Many states recognize this strain and offer emergency adjuster provisions, which can include temporary or emergency registration that activates only after a declared disaster. These provisions are useful, but they are not a substitute for real preparation; they come with conditions. Most require the adjuster to already hold a license in another state. Many carry strict time limits, specific filing steps, and documentation requirements. Some states do not offer them at all. If your deployment plan assumes every state will wave adjusters through after a storm, that plan has gaps you cannot see until the worst possible moment.

This is also where the designated home state concept and non-resident reciprocity matter. An adjuster’s home state license is the foundation for non-resident licensing elsewhere, and the rules for how that reciprocity works are not uniform. Understanding which of your adjusters can be deployed where, under which authority, is the difference between a roster that is ready and a roster that only looks ready on paper.

Why adjuster licensing and appointment timing become bottlenecks

Licensing is not instant. New license applications can involve fingerprinting, background checks, exams in some states, and continuing education that must be completed and recorded before a license is valid. Each of these steps takes time that you do not have once a catastrophe is declared.

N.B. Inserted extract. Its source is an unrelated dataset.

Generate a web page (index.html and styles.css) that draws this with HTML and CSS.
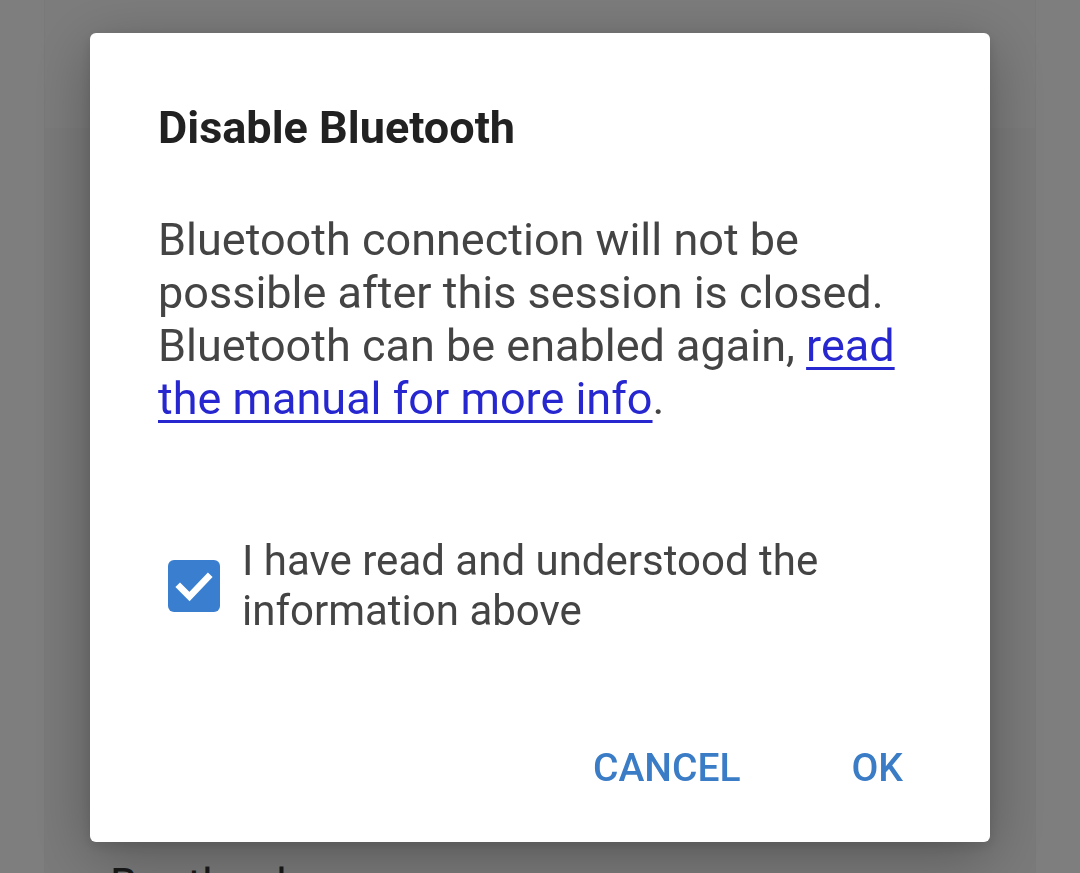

Appointments add a second layer. In many states, an adjuster working on behalf of a carrier must be appointed, and that appointment is filed by the carrier, state by state, with its own processing time. When volume surges, these filings stack up. A backlog that would be routine in March becomes a crisis in September when every competing carrier is filing the same paperwork in the same overwhelmed states at the same time.

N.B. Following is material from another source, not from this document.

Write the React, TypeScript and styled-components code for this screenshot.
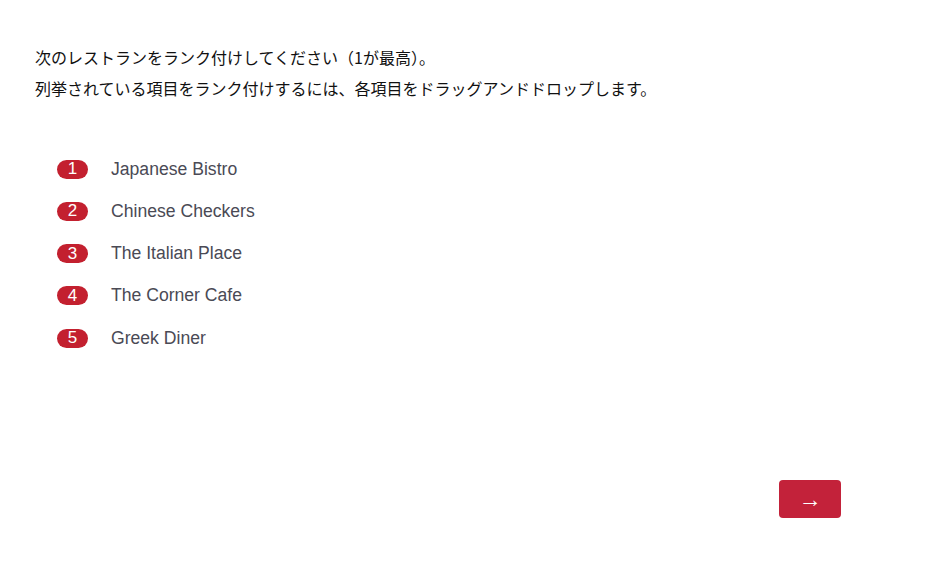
import styled, { createGlobalStyle } from "styled-components";

const GlobalStyle = createGlobalStyle`
  html, body {
    margin: 0;
    padding: 0;
    background: #ffffff;
  }
`;

const restaurants = [
  "Japanese Bistro",
  "Chinese Checkers",
  "The Italian Place",
  "The Corner Cafe",
  "Greek Diner",
];

const App: React.FunctionComponent = () => {
  return (
    <>
      <GlobalStyle />
      <Page>
        <Question>
          <QuestionLine>次のレストランをランク付けしてください（1が最高）。</QuestionLine>
          <QuestionLine>列挙されている項目をランク付けするには、各項目をドラッグアンドドロップします。</QuestionLine>
        </Question>
        <RankList>
          {restaurants.map((name, i) => (
            <RankItem key={name}>
              <Badge>{i + 1}</Badge>
              <ItemLabel>{name}</ItemLabel>
            </RankItem>
          ))}
        </RankList>
        <Footer>
          <NextButton aria-label="next">→</NextButton>
        </Footer>
      </Page>
    </>
  );
};

const Page = styled.main`
  width: 936px;
  height: 562px;
  box-sizing: border-box;
  padding: 42px 0 0 35px;
  display: flex;
  flex-direction: column;
`;

const Question = styled.div`
  display: flex;
  flex-direction: column;
  font-family: "Noto Sans CJK JP", "Liberation Sans", sans-serif;
  font-size: 16px;
  color: #111111;
`;

const QuestionLine = styled.div`
  line-height: 31px;
`;

const RankList = styled.ol`
  list-style: none;
  margin: 55px 0 0 22px;
  padding: 0;
  display: flex;
  flex-direction: column;
  gap: 22.3px;
`;

const RankItem = styled.li`
  display: flex;
  align-items: center;
  height: 20px;
`;

const Badge = styled.span`
  width: 31px;
  height: 19px;
  border-radius: 10px;
  background: #c3202f;
  color: #ffffff;
  font-family: "Liberation Sans", Arial, sans-serif;
  font-size: 17px;
  display: flex;
  align-items: center;
  justify-content: center;
`;

const ItemLabel = styled.span`
  margin-left: 23px;
  font-family: "Liberation Sans", Arial, sans-serif;
  font-size: 17.6px;
  color: #4a4a55;
`;

const Footer = styled.div`
  margin-top: auto;
  margin-bottom: 44px;
  display: flex;
  justify-content: flex-end;
  padding-right: 95px;
`;

const NextButton = styled.button`
  width: 62px;
  height: 38px;
  border: none;
  border-radius: 4px;
  background: #c3223a;
  color: #ffffff;
  font-family: "Liberation Sans", Arial, sans-serif;
  font-size: 23px;
  cursor: pointer;
  display: flex;
  align-items: center;
  justify-content: center;
`;

export default App;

The result is a bottleneck that forms quietly and then breaks all at once. Adjusters sit idle waiting on appointments, claims pile up, and cycle times stretch. Policyholders wait longer for the help they were promised, and the operational cost compounds with every day of delay.

Where data gaps appear when teams scale quickly

Scaling fast exposes weaknesses in how licensing data is tracked. When you are managing a few dozen staff adjusters, a spreadsheet can hold the line. When you are activating an emergency roster of hundreds of independent and staff adjusters across a dozen states, that same spreadsheet becomes a liability.

The gaps tend to cluster in a few predictable places. License expiration dates that no one flagged until it was too late. Continuing education that is technically incomplete and quietly invalidates a license. Appointments that were never filed or were filed in the wrong state. Adjusters listed as deployable who are not actually authorized to work where you need them. Each gap looks small in isolation. Together, on the day a storm hits, they decide how much of your roster is genuinely deployable and how much is a list of names you cannot legally put to work.

The deeper problem is that this information lives in too many places. State department of insurance records, NIPR data, internal HR systems, and adjuster firm rosters rarely agree with one another in real time. Reconciling them under pressure is slow and error prone. The teams that struggle most in catastrophe season are usually the ones discovering these discrepancies during the event rather than before it.

How operational prep in June prevents claims processing slowdowns later

The good news is that almost every catastrophe-season licensing failure is preventable with work done now, and June is the window to get ahead of it.

Start by auditing your full adjuster roster against current, authoritative data. Confirm which licenses are active, which are approaching expiration, and which continuing education requirements are still outstanding. Renew anything that will lapse before the heart of the season. Next, review appointment status in the states where you carry the most catastrophe exposure, and file proactively rather than waiting for a declared event to force your hand. Then map the emergency adjuster provisions for your priority states so your team knows exactly what each state requires, what the time limits are, and which adjusters qualify. Finally, consolidate your licensing and appointment data into a single source of truth so that the next time you need to answer “who can we deploy to this state today,” the answer is immediate and reliable.

None of this is glamorous work, and that is exactly why it gets pushed aside until the pressure arrives. But the carriers and administrators who do it in June are the ones still processing claims smoothly in September while their competitors are stuck waiting on paperwork.

Turning regulatory complexity into readiness

The reason catastrophe-season licensing is so difficult is that the rules are fragmented, state specific, and constantly changing. Keeping pace with every state’s emergency provisions, appointment requirements, and continuing education standards is a full-time job on its own, and answering a single state-specific question by hand can eat an afternoon you do not have during a CAT event.

This is the problem Rhoads built its tools to solve. PCRM gives teams a centralized view of licensing and appointment status so that data gaps surface in June rather than during a storm. REGINA, the Rhoads AI regulatory assistant, helps compliance and operations teams get fast, reliable answers to state-specific licensing and appointment questions, so the people coordinating deployment are not waiting on a manual research process when speed matters most. Together they turn a scramble into a workflow you can trust.

Catastrophe season rewards the prepared. The licensing groundwork you lay this month is what lets your adjusters get to work the moment they are needed, and it is what keeps your claims operation moving when everyone else is stuck waiting. The time to get ready is now, while the forecast is still quiet.